Within the records that follow, restate exactly the lines from the line with "Reproduce this screenshot" down to the line with "import React from", including both. Omit the pictures.

Stored data.
═══

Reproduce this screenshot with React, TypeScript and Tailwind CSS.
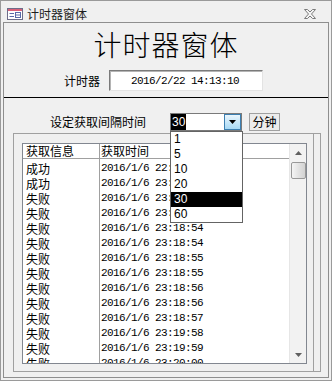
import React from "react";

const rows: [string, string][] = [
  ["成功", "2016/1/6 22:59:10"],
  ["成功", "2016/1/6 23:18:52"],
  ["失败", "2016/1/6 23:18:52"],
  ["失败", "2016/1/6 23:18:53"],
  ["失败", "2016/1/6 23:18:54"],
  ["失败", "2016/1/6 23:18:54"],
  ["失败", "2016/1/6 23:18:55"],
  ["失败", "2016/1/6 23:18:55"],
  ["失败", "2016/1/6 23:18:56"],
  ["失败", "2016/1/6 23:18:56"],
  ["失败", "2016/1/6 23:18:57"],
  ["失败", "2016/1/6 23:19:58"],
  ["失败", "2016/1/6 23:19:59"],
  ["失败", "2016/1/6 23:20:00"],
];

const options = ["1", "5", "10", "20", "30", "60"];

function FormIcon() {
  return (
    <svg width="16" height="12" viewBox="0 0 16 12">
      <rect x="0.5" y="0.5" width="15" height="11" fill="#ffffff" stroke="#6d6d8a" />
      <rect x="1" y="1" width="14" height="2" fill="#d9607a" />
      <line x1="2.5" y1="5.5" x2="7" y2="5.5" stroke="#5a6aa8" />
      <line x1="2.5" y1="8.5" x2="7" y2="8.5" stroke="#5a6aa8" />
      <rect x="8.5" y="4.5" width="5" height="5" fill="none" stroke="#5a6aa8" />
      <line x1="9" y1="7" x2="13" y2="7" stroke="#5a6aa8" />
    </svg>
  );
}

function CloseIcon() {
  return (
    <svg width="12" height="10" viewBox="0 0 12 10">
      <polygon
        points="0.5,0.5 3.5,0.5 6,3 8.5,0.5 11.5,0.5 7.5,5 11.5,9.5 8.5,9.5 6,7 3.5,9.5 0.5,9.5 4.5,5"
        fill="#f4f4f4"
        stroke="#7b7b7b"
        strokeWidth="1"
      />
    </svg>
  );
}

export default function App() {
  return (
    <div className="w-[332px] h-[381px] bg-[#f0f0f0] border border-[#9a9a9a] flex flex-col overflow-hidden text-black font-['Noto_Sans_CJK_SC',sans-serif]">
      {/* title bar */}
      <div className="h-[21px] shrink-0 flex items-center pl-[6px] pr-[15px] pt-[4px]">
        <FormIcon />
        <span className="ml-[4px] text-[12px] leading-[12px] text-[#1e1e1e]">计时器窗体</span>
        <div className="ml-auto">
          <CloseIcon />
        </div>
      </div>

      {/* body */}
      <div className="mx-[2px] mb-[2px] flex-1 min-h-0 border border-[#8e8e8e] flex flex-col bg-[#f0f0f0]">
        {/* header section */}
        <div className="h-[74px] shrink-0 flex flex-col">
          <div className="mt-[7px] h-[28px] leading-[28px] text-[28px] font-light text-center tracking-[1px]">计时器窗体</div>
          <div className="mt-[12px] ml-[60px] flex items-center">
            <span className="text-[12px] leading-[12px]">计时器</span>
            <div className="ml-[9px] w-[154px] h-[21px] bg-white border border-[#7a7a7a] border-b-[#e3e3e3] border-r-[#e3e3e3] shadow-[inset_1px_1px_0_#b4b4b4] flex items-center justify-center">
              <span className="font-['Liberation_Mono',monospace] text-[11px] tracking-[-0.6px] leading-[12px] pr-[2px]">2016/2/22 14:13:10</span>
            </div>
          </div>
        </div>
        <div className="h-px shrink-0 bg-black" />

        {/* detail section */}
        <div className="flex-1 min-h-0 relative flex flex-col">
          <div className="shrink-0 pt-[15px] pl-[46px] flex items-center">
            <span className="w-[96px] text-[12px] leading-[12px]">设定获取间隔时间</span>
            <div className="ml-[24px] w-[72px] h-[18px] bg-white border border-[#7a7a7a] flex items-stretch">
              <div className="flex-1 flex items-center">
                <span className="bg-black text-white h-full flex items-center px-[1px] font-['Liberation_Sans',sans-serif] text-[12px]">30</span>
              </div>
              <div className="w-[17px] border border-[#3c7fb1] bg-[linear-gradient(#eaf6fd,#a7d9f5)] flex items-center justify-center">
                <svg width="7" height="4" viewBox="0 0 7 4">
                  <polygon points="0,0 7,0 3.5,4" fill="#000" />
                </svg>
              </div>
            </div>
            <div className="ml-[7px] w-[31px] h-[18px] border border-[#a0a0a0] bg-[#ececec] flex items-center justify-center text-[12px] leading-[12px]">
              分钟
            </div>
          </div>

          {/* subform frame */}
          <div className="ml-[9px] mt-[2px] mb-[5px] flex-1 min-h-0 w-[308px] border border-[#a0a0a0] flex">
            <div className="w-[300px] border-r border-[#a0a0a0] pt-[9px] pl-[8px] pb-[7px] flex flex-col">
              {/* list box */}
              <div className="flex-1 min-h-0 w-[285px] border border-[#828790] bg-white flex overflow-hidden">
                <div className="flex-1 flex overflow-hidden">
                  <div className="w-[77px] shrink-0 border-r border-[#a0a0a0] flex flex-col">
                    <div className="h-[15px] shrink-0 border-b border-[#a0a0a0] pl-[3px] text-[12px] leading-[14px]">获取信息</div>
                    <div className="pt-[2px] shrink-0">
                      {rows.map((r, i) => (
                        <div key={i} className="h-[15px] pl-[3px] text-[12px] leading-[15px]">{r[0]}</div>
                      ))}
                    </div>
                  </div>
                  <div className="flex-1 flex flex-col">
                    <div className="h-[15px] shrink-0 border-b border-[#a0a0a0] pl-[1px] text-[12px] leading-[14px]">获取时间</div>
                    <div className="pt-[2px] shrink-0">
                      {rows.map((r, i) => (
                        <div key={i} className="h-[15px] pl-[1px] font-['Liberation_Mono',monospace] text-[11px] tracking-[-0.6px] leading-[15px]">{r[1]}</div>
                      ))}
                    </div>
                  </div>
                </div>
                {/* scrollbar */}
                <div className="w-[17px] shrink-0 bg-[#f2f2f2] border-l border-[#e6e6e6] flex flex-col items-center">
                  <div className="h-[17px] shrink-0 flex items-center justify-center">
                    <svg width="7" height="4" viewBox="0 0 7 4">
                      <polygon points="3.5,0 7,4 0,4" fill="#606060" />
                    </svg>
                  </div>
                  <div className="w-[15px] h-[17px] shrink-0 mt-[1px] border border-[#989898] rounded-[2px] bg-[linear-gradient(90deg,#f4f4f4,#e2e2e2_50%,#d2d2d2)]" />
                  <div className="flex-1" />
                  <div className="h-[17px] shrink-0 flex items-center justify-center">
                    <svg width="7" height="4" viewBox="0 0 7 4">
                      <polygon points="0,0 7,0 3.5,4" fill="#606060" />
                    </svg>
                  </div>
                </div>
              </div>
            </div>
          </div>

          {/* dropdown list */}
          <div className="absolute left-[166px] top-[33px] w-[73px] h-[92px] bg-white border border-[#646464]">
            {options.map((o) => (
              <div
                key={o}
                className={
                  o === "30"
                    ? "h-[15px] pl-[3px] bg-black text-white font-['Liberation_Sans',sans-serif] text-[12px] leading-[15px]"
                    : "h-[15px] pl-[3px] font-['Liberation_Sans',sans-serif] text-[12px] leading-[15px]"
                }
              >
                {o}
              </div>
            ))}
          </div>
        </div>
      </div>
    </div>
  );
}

═══

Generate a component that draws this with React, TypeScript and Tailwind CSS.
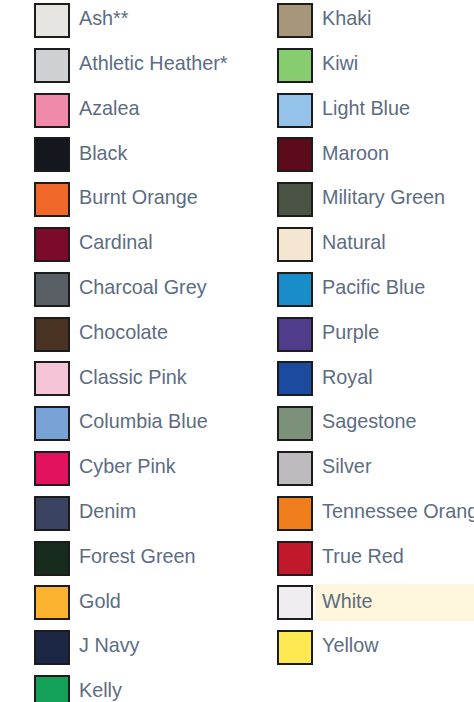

═══

Expected output.
Reproduce this screenshot with React, TypeScript and Tailwind CSS.
import React from "react";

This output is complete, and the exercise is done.